* [Exercise details] Leaving out the pictures, retype all the material exactly.

——————

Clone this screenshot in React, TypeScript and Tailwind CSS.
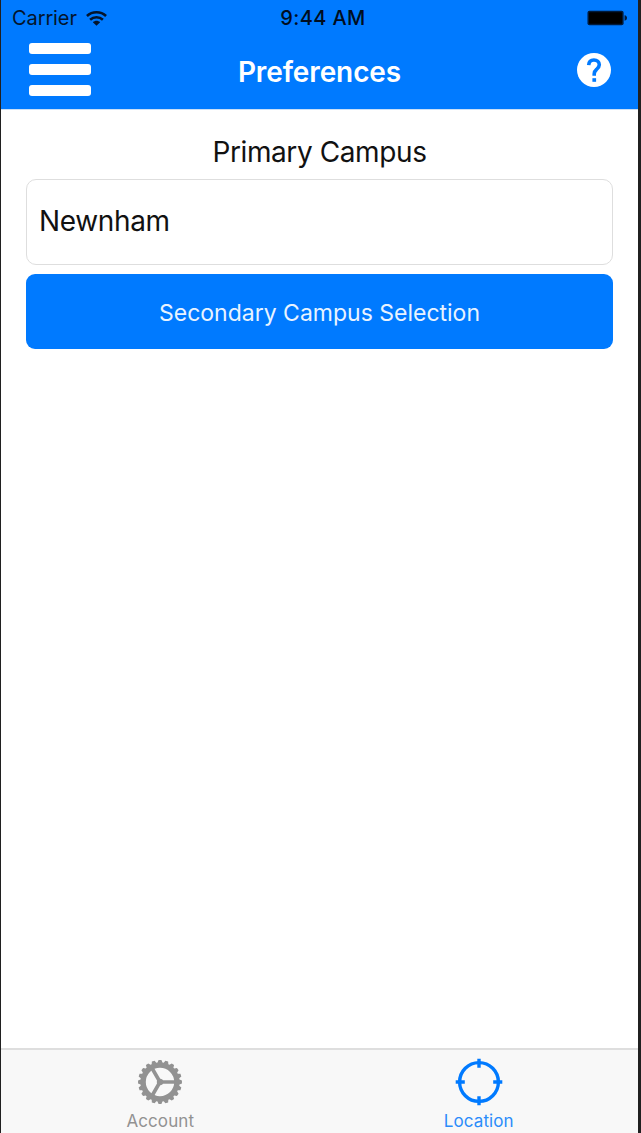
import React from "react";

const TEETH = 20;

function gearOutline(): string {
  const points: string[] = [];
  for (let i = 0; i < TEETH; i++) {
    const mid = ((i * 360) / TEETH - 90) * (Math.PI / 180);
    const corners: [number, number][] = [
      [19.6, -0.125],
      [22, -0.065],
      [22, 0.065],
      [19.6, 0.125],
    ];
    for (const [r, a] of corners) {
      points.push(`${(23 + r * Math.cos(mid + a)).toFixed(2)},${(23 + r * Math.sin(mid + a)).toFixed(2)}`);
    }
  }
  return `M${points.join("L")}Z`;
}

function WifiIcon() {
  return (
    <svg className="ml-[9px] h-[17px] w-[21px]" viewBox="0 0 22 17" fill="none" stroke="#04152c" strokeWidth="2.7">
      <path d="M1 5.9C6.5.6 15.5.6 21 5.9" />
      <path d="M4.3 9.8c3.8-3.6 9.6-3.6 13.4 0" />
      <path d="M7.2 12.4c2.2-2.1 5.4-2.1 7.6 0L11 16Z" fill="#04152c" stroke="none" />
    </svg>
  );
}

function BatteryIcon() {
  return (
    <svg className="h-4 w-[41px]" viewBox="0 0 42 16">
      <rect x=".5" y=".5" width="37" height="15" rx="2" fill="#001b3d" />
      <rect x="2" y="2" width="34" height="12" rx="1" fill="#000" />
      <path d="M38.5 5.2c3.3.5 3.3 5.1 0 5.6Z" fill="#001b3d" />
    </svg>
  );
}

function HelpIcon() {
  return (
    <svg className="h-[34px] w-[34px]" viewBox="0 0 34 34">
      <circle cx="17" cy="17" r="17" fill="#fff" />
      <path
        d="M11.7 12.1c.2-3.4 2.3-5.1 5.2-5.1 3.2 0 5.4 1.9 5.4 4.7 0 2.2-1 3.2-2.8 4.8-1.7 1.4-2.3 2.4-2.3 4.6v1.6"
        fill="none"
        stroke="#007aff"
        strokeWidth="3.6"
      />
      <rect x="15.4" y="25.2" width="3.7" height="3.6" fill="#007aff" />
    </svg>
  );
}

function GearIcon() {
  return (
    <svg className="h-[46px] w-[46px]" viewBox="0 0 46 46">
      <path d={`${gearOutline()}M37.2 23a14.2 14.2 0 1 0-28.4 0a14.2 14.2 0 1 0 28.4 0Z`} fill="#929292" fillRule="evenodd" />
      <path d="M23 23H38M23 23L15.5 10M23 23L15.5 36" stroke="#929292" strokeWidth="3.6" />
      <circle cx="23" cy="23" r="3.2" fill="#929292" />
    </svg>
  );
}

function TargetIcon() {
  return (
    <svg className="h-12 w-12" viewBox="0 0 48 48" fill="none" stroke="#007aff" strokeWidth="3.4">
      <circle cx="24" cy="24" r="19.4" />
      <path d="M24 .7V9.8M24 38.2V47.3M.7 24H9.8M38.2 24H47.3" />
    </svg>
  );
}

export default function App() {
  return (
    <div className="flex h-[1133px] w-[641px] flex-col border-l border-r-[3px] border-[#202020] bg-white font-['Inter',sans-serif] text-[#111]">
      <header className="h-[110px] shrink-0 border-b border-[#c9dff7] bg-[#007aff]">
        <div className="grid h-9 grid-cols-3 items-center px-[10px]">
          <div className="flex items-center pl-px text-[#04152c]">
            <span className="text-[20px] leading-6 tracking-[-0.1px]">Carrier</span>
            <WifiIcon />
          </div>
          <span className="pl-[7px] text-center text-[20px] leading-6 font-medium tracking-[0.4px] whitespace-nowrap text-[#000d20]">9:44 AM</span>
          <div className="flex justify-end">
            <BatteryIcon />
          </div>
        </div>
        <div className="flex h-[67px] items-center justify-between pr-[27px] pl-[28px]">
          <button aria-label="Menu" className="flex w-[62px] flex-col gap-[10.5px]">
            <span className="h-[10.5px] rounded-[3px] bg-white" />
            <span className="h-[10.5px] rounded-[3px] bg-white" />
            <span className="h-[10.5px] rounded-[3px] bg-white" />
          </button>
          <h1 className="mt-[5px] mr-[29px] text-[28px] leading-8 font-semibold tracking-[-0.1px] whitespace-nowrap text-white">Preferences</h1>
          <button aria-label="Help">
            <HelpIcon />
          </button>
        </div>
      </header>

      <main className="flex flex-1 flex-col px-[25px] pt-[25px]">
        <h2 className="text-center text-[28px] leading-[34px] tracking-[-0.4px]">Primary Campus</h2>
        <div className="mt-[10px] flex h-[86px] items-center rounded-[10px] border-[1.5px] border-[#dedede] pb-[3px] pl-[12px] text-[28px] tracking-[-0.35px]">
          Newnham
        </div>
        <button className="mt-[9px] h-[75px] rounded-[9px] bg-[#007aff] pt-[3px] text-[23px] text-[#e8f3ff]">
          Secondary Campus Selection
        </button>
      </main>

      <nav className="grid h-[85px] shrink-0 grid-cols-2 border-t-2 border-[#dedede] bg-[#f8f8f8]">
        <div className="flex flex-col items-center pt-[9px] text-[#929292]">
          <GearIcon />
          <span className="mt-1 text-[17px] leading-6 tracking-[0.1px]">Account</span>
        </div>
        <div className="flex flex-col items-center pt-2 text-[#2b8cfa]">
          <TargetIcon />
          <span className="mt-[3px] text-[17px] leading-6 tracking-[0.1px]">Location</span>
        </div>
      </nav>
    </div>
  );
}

——————

* [Final result]
Clone this screenshot in React, TypeScript and Tailwind CSS.
import React from "react";

const TEETH = 20;

function gearOutline(): string {
  const points: string[] = [];
  for (let i = 0; i < TEETH; i++) {
    const mid = ((i * 360) / TEETH - 90) * (Math.PI / 180);
    const corners: [number, number][] = [
      [19.6, -0.125],
      [22, -0.065],
      [22, 0.065],
      [19.6, 0.125],
    ];
    for (const [r, a] of corners) {
      points.push(`${(23 + r * Math.cos(mid + a)).toFixed(2)},${(23 + r * Math.sin(mid + a)).toFixed(2)}`);
    }
  }
  return `M${points.join("L")}Z`;
}

function WifiIcon() {
  return (
    <svg className="ml-[9px] h-[17px] w-[21px]" viewBox="0 0 22 17" fill="none" stroke="#04152c" strokeWidth="2.7">
      <path d="M1 5.9C6.5.6 15.5.6 21 5.9" />
      <path d="M4.3 9.8c3.8-3.6 9.6-3.6 13.4 0" />
      <path d="M7.2 12.4c2.2-2.1 5.4-2.1 7.6 0L11 16Z" fill="#04152c" stroke="none" />
    </svg>
  );
}

function BatteryIcon() {
  return (
    <svg className="h-4 w-[41px]" viewBox="0 0 42 16">
      <rect x=".5" y=".5" width="37" height="15" rx="2" fill="#001b3d" />
      <rect x="2" y="2" width="34" height="12" rx="1" fill="#000" />
      <path d="M38.5 5.2c3.3.5 3.3 5.1 0 5.6Z" fill="#001b3d" />
    </svg>
  );
}

function HelpIcon() {
  return (
    <svg className="h-[34px] w-[34px]" viewBox="0 0 34 34">
      <circle cx="17" cy="17" r="17" fill="#fff" />
      <path
        d="M11.7 12.1c.2-3.4 2.3-5.1 5.2-5.1 3.2 0 5.4 1.9 5.4 4.7 0 2.2-1 3.2-2.8 4.8-1.7 1.4-2.3 2.4-2.3 4.6v1.6"
        fill="none"
        stroke="#007aff"
        strokeWidth="3.6"
      />
      <rect x="15.4" y="25.2" width="3.7" height="3.6" fill="#007aff" />
    </svg>
  );
}

function GearIcon() {
  return (
    <svg className="h-[46px] w-[46px]" viewBox="0 0 46 46">
      <path d={`${gearOutline()}M37.2 23a14.2 14.2 0 1 0-28.4 0a14.2 14.2 0 1 0 28.4 0Z`} fill="#929292" fillRule="evenodd" />
      <path d="M23 23H38M23 23L15.5 10M23 23L15.5 36" stroke="#929292" strokeWidth="3.6" />
      <circle cx="23" cy="23" r="3.2" fill="#929292" />
    </svg>
  );
}

function TargetIcon() {
  return (
    <svg className="h-12 w-12" viewBox="0 0 48 48" fill="none" stroke="#007aff" strokeWidth="3.4">
      <circle cx="24" cy="24" r="19.4" />
      <path d="M24 .7V9.8M24 38.2V47.3M.7 24H9.8M38.2 24H47.3" />
    </svg>
  );
}

export default function App() {
  return (
    <div className="flex h-[1133px] w-[641px] flex-col border-l border-r-[3px] border-[#202020] bg-white font-['Inter',sans-serif] text-[#111]">
      <header className="h-[110px] shrink-0 border-b border-[#c9dff7] bg-[#007aff]">
        <div className="grid h-9 grid-cols-3 items-center px-[10px]">
          <div className="flex items-center pl-px text-[#04152c]">
            <span className="text-[20px] leading-6 tracking-[-0.1px]">Carrier</span>
            <WifiIcon />
          </div>
          <span className="pl-[7px] text-center text-[20px] leading-6 font-medium tracking-[0.4px] whitespace-nowrap text-[#000d20]">9:44 AM</span>
          <div className="flex justify-end">
            <BatteryIcon />
          </div>
        </div>
        <div className="flex h-[67px] items-center justify-between pr-[27px] pl-[28px]">
          <button aria-label="Menu" className="flex w-[62px] flex-col gap-[10.5px]">
            <span className="h-[10.5px] rounded-[3px] bg-white" />
            <span className="h-[10.5px] rounded-[3px] bg-white" />
            <span className="h-[10.5px] rounded-[3px] bg-white" />
          </button>
          <h1 className="mt-[5px] mr-[29px] text-[28px] leading-8 font-semibold tracking-[-0.1px] whitespace-nowrap text-white">Preferences</h1>
          <button aria-label="Help">
            <HelpIcon />
          </button>
        </div>
      </header>

      <main className="flex flex-1 flex-col px-[25px] pt-[25px]">
        <h2 className="text-center text-[28px] leading-[34px] tracking-[-0.4px]">Primary Campus</h2>
        <div className="mt-[10px] flex h-[86px] items-center rounded-[10px] border-[1.5px] border-[#dedede] pb-[3px] pl-[12px] text-[28px] tracking-[-0.35px]">
          Newnham
        </div>
        <button className="mt-[9px] h-[75px] rounded-[9px] bg-[#007aff] pt-[3px] text-[23px] text-[#e8f3ff]">
          Secondary Campus Selection
        </button>
      </main>

      <nav className="grid h-[85px] shrink-0 grid-cols-2 border-t-2 border-[#dedede] bg-[#f8f8f8]">
        <div className="flex flex-col items-center pt-[9px] text-[#929292]">
          <GearIcon />
          <span className="mt-1 text-[17px] leading-6 tracking-[0.1px]">Account</span>
        </div>
        <div className="flex flex-col items-center pt-2 text-[#2b8cfa]">
          <TargetIcon />
          <span className="mt-[3px] text-[17px] leading-6 tracking-[0.1px]">Location</span>
        </div>
      </nav>
    </div>
  );
}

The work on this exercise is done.